Linha de crédito da Caixa e Sebrae com Fampe
- É um empréstimo para quem não tem garantias, mas chances do negócios sobreviver
- A Caixa Econômica Federal disponibilizará até R$ 7,5 bilhões em crédito para capital de giro a micro e pequenas empresas e microempreendedores individuais (MEIs)
- A operação é viabilizada por meio do aporte de R$ 500 milhões do Sebrae, que vai acompanhar as empresas da liberação até a liquidação da dívida. As garantias complementares serão concedidas pelo Sebrae por meio do Fundo de Aval às Micro e Pequenas Empresas (Fampe)

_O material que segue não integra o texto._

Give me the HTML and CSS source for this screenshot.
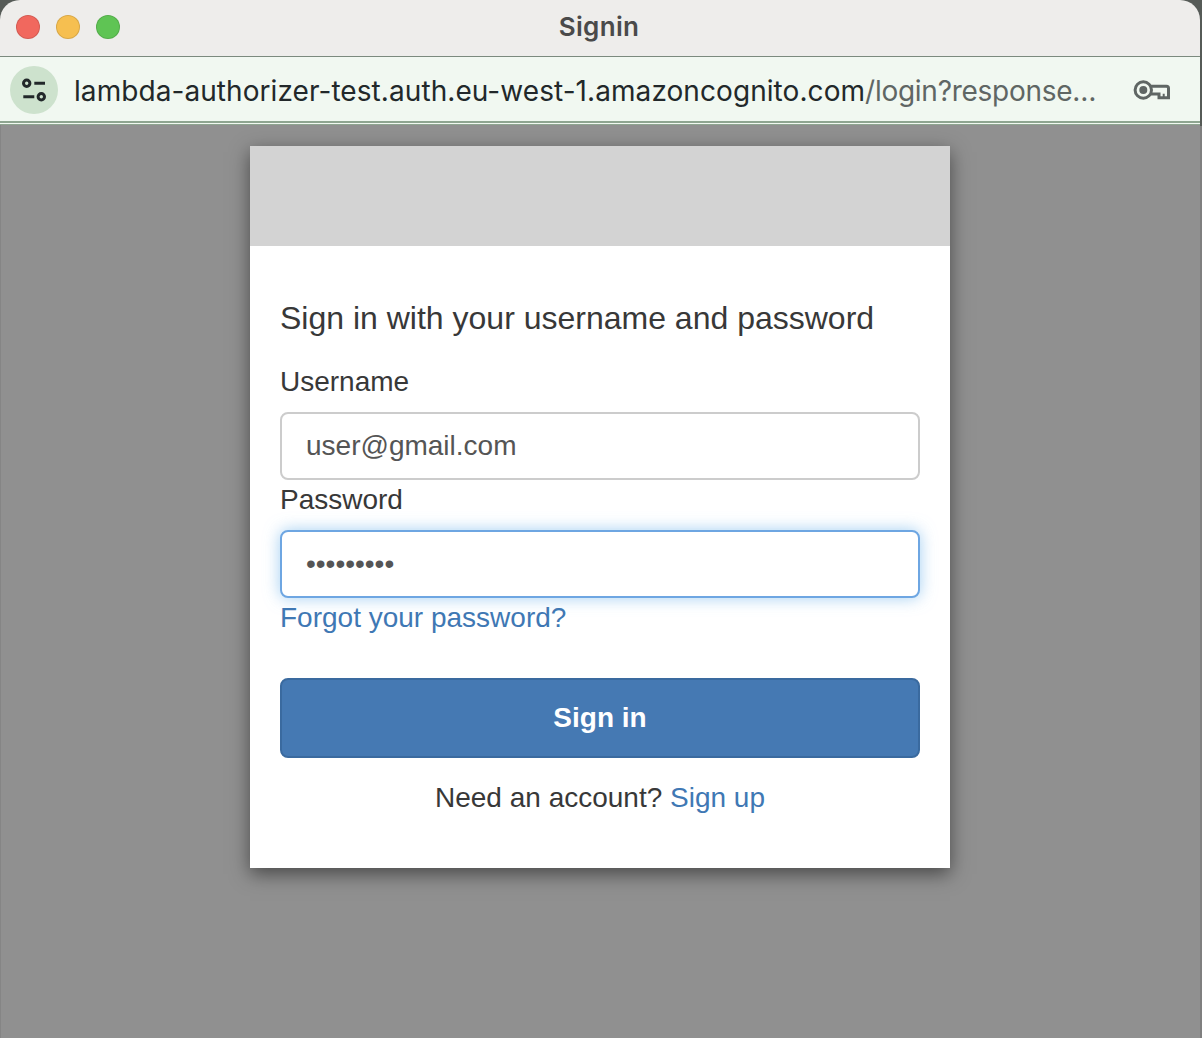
FILE: index.html
```html
<!DOCTYPE html>
<html lang="en">
<head>
    <meta charset="UTF-8">
    <meta name="viewport" content="width=device-width, initial-scale=1.0">
    <title>Signin</title>
    <link rel="stylesheet" href="styles.css">
</head>
<body>
<div class="window">
    <div class="titlebar">
        <div class="traffic">
            <span class="light red"></span>
            <span class="light yellow"></span>
            <span class="light green"></span>
        </div>
        <div class="title">Signin</div>
    </div>
    <div class="urlbar">
        <div class="site-icon">
            <svg width="28" height="28" viewBox="0 0 28 28" fill="none" stroke="#22282a" stroke-width="3">
                <circle cx="6.7" cy="7.3" r="3.2"/>
                <path d="M14.3 7.300h10.700"/>
                <path d="M3.300 20.700h11"/>
                <circle cx="21.300" cy="20.700" r="3.200"/>
            </svg>
        </div>
        <div class="url"><span class="host">lambda-authorizer-test.auth.eu-west-1.amazoncognito.com</span>/login?response…</div>
        <svg class="key" width="38" height="22" viewBox="0 0 38 22" fill="none" stroke="#5f6664" stroke-width="3">
            <circle cx="10.300" cy="11" r="8.200"/>
            <path d="M17.500 7.300h16a2 2 0 0 1 2 2v9.500h-9.500v-3.800h-8"/>
            <path d="M30.700 18.800v-4" stroke-width="2"/>
            <circle cx="10.300" cy="11" r="4" fill="#5f6664" stroke="none"/>
        </svg>
    </div>
    <div class="url-rule"></div>
    <div class="content">
        <div class="card">
            <div class="card-header"></div>
            <form class="card-body">
                <h1>Sign in with your username and password</h1>
                <label class="field-label" for="username">Username</label>
                <input class="field" id="username" type="text" value="user@gmail.com">
                <label class="field-label" for="password">Password</label>
                <input class="field focused" id="password" type="password" value="password1">
                <a class="forgot" href="#">Forgot your password?</a>
                <button class="submit" type="button">Sign in</button>
                <p class="signup">Need an account? <a href="#">Sign up</a></p>
            </form>
        </div>
    </div>
</div>
</body>
</html>
```

FILE: styles.css
```css
* {
    box-sizing: border-box;
}

html, body {
    height: 100%;
}

body {
    margin: 0;
    background: linear-gradient(#565b57 0, #565b57 126px, #7f7f7f 126px);
    font-family: "Liberation Sans", Arial, sans-serif;
    color: #383838;
    overflow: hidden;
}

.window {
    display: flex;
    flex-direction: column;
    height: 100%;
    width: 1200px;
    border-radius: 20px 20px 0 0;
    overflow: hidden;
}

.titlebar {
    position: relative;
    display: flex;
    align-items: center;
    justify-content: center;
    height: 57px;
    flex: none;
    padding-bottom: 3px;
    background: #eeedeb;
    border-bottom: 1px solid #7b8a7e;
}

.traffic {
    position: absolute;
    left: 16px;
    top: 15px;
    display: flex;
    gap: 16px;
}

.light {
    width: 24px;
    height: 24px;
    border-radius: 50%;
    border: 1px solid rgba(0, 0, 0, 0.12);
}

.red { background: #f1685e; }
.yellow { background: #f6bf50; }
.green { background: #5fc454; }

.title {
    font-family: "Inter", sans-serif;
    font-size: 26px;
    font-weight: 600;
    letter-spacing: 0.3px;
    color: #4a4a4a;
    margin-left: -2px;
}

.urlbar {
    display: flex;
    align-items: center;
    height: 66px;
    flex: none;
    padding: 2px 29px 0 10px;
    background: #f1f8f1;
    border-bottom: 2px solid #8ea590;
}

.url-rule {
    height: 2px;
    flex: none;
    background: #f1f8f1;
    border-bottom: 1px solid #8ea590;
}

.site-icon {
    display: flex;
    align-items: center;
    justify-content: center;
    flex: none;
    width: 48px;
    height: 48px;
    border-radius: 50%;
    background: #cde2cd;
}

.url {
    flex: 1;
    margin-left: 16px;
    padding-top: 1px;
    font-family: "Inter", sans-serif;
    font-size: 28px;
    letter-spacing: -0.27px;
    color: #5f6664;
    white-space: nowrap;
}

.host {
    color: #22282a;
    letter-spacing: 0.07px;
}

.key {
    flex: none;
}

.content {
    flex: 1;
    display: flex;
    justify-content: center;
    align-items: flex-start;
    padding-top: 21px;
    background: #909090;
    box-shadow: inset 1px 0 0 #858585;
}

.card {
    width: 700px;
    background: #fff;
    box-shadow: 0 6px 18px rgba(0, 0, 0, 0.5);
}

.card-header {
    height: 100px;
    background: #d3d3d3;
}

.card-body {
    display: flex;
    flex-direction: column;
    padding: 54px 30px 50px;
}

h1 {
    margin: 0 0 26px;
    font-size: 32px;
    font-weight: 400;
    line-height: 36px;
}

.field-label {
    font-size: 28px;
    line-height: 40px;
    margin-bottom: 10px;
}

.field {
    width: 100%;
    height: 68px;
    padding: 0 24px;
    border: 2px solid #ccc;
    border-radius: 8px;
    background: #fff;
    color: #555;
    font-family: "Liberation Sans", Arial, sans-serif;
    font-size: 28px;
    outline: none;
}

.field.focused {
    border-color: #6ea6e2;
    box-shadow: 0 0 16px rgba(102, 175, 233, 0.6);
}

.forgot {
    font-size: 28px;
    line-height: 40px;
}

a {
    color: #3f78b4;
    text-decoration: none;
}

.submit {
    margin-top: 40px;
    height: 80px;
    border: 2px solid #3a6a9f;
    border-radius: 8px;
    background: #4579b3;
    color: #fff;
    font-family: "Liberation Sans", Arial, sans-serif;
    font-size: 28px;
    font-weight: 700;
}

.signup {
    margin: 20px 0 0;
    text-align: center;
    font-size: 28px;
    line-height: 40px;
}
```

BNDES Crédito Pequenas Empresas
- O Banco Nacional de Desenvolvimento Econômico (BNDES) divulgou a expansão da linha BNDES Crédito Pequenas Empresas
- Empresas com faturamento até R$ 300 milhões podem obter crédito livre, sem destinação específica, de até R$ 70 milhões por ano
- Os recursos do BNDES podem financiar até 100% da operação, a critério do agente financeiro credenciado, e as operações contratadas podem ter prazo total de até 5 anos, incluindo um prazo de carência de até 2 anos. O programa já rodou 2,4 bilhões

Proger Urbano Capital de Giro
- Oferta de linhas de crédito com recursos do FAT no investimento de longo prazo a pequenos negócios, cooperativas e associações de produção com faturamento bruto anual de até R$ 10 milhões
- São itens financiáveis salários e encargos, aluguel, água, luz, telefone, matéria-prima, mercadorias para revenda dentre outros
- O prazo de financiamento é de até 48 meses, incluídos até 12 meses de carência. Os recursos serão operados por bancos públicos federais. A linha estará operante nas próxima semanas.